Monte_carlo_control.py

import random
import numpy as np
import math
import matplotlib.pyplot as plt

from Environment import Environment
from collections import defaultdict
from Parameters import *

np.random.seed(10)


class Monte_carlo(object):
    def __init__(self, env, epsilon, gamma):
        # Variable initialization
        self.env = env
        self.n_obs = self.env.n_states
        self.n_a = self.env.n_actions

        self.epsilon = epsilon
        self.gamma = gamma
        # Variables for metrics
        self.steps = []
        self.all_cost = []
        self.accuracy = []
        self.Rewards_list = []
        self.rewards = 0
        self.positive_count = 0
        self.negative_count = 0
        self.goal_count = 0

        self.Q, self.Total_return, self.N = self.create_q_table()

    # Create a Q table
    def create_q_table(self):
        """
        Initialization
        :return
        1. Q[(s,a)]:initialize the dictionary for storing the Q values;
        2. Total_return[(s,a)]: initialize the dictionary for storing the total return of the state-action pair;
        3. N[(s,a)]: initialize the dictionary for storing the count of the number of times a state-action pair is visited
        """
        Q = defaultdict(float)
        N = defaultdict(int)
        Total_return = defaultdict(float)
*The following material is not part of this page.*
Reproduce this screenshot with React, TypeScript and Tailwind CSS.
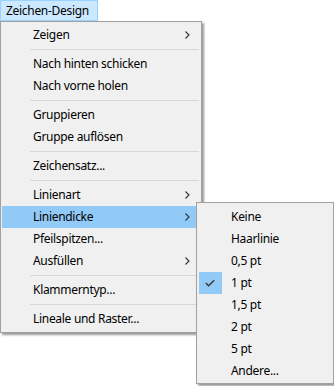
import type { ReactNode } from 'react'

type Entry =
  | { kind: 'item'; label: string; sub?: boolean; active?: boolean }
  | { kind: 'sep' }

const mainItems: Entry[] = [
  { kind: 'item', label: 'Zeigen', sub: true },
  { kind: 'sep' },
  { kind: 'item', label: 'Nach hinten schicken' },
  { kind: 'item', label: 'Nach vorne holen' },
  { kind: 'sep' },
  { kind: 'item', label: 'Gruppieren' },
  { kind: 'item', label: 'Gruppe auflösen' },
  { kind: 'sep' },
  { kind: 'item', label: 'Zeichensatz...' },
  { kind: 'sep' },
  { kind: 'item', label: 'Linienart', sub: true },
  { kind: 'item', label: 'Liniendicke', sub: true, active: true },
  { kind: 'item', label: 'Pfeilspitzen...' },
  { kind: 'item', label: 'Ausfüllen', sub: true },
  { kind: 'sep' },
  { kind: 'item', label: 'Klammerntyp...' },
  { kind: 'sep' },
  { kind: 'item', label: 'Lineale und Raster...' },
]

const thickness = ['Keine', 'Haarlinie', '0,5 pt', '1 pt', '1,5 pt', '2 pt', '5 pt', 'Andere...']

function Chevron() {
  return (
    <svg width="5" height="8" viewBox="0 0 5 8" className="shrink-0">
      <polyline points="0.5,0.5 4,4 0.5,7.5" fill="none" stroke="#333" strokeWidth="1.1" />
    </svg>
  )
}

function Check() {
  return (
    <svg width="10" height="8" viewBox="0 0 10 8">
      <polyline points="0.8,4 3.6,6.8 9.2,1.2" fill="none" stroke="#333" strokeWidth="1.3" />
    </svg>
  )
}

function MenuRow({ children, active }: { children: ReactNode; active?: boolean }) {
  return (
    <div className={`flex h-[22px] items-center ${active ? 'bg-[#91c9f7]' : ''}`}>{children}</div>
  )
}

export default function App() {
  return (
    <div
      className="relative h-[386px] w-[334px] overflow-hidden bg-white text-[12px] tracking-[-0.3px] text-black"
      style={{ fontFamily: '"Segoe UI", "Noto Sans", sans-serif' }}
    >
      {/* Menüleiste */}
      <div className="flex h-[21px] w-[98px] items-center border border-[#99d1ff] bg-[#cce8ff] pl-[5px]">
        Zeichen-Design
      </div>

      {/* Hauptmenü */}
      <div className="w-[202px] border border-[#a0a0a0] bg-[#f0f0f0] px-[1px] pb-[2px] pt-[2px] shadow-[2px_2px_2px_rgba(0,0,0,0.4)]">
        {mainItems.map((e, i) =>
          e.kind === 'sep' ? (
            <div key={i} className="flex h-[7px] items-center pl-[28px] pr-[1px]">
              <div className="h-px w-full bg-[#d7d7d7]" />
            </div>
          ) : (
            <MenuRow key={i} active={e.active}>
              <span className="flex-1 pl-[31px]">{e.label}</span>
              {e.sub && (
                <span className="pr-[10px]">
                  <Chevron />
                </span>
              )}
            </MenuRow>
          ),
        )}
      </div>

      {/* Untermenü Liniendicke */}
      <div className="absolute left-[196px] top-[202px] w-[138px] border border-[#a0a0a0] bg-[#f0f0f0] pb-[1px] pl-[1px] pt-[3px] shadow-[2px_2px_2px_rgba(0,0,0,0.4)]">
        {thickness.map((t) => (
          <MenuRow key={t}>
            <span className="flex h-[22px] w-[24px] items-center justify-center">
              {t === '1 pt' && (
                <span className="flex h-[22px] w-[23px] items-center justify-center bg-[#91c9f7]">
                  <Check />
                </span>
              )}
            </span>
            <span className="pl-[9px]">{t}</span>
          </MenuRow>
        ))}
      </div>
    </div>
  )
}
        for s in range(self.n_obs):
            for a in range(self.n_a):
                Q[(s, a)] = 0.0
                Total_return[(s, a)] = 0
                N[(s, a)] = 0
        return Q, Total_return, N

    # Choose actions based on epsilon greedy policy
    def epsilon_greedy_policy(self, observation):
        """
        Define a epsilon greedy policy based on epsilon soft policy

        If a random number larger than epsilon, choose a random action.
        Otherwise, choose an action with maximum Q value.

        Argument: input observation, Q table
        Return: Action
        """
        # Sample a random number from a uniform distribution, if the number is less than
        # the value of epsilon then choose a random action, else choose the best action
        # which has the maximum Q value based on the current state
        if random.uniform(0, 1) > self.epsilon:
            return np.random.randint(0, 3)
        else:
            return max(list(range(self.n_a)), key=lambda x: self.Q[(observation, x)])

    # Choose actions based on optimal policy
    def optimal_policy(self, observation):
        """
        Define the optimal policy, choosing the best action which
        has the maximum Q value with the input observation

        Argument: input observation, Q table

        Return: Action
        """
        return max(list(range(self.n_a)), key=lambda x: self.Q[(observation, x)])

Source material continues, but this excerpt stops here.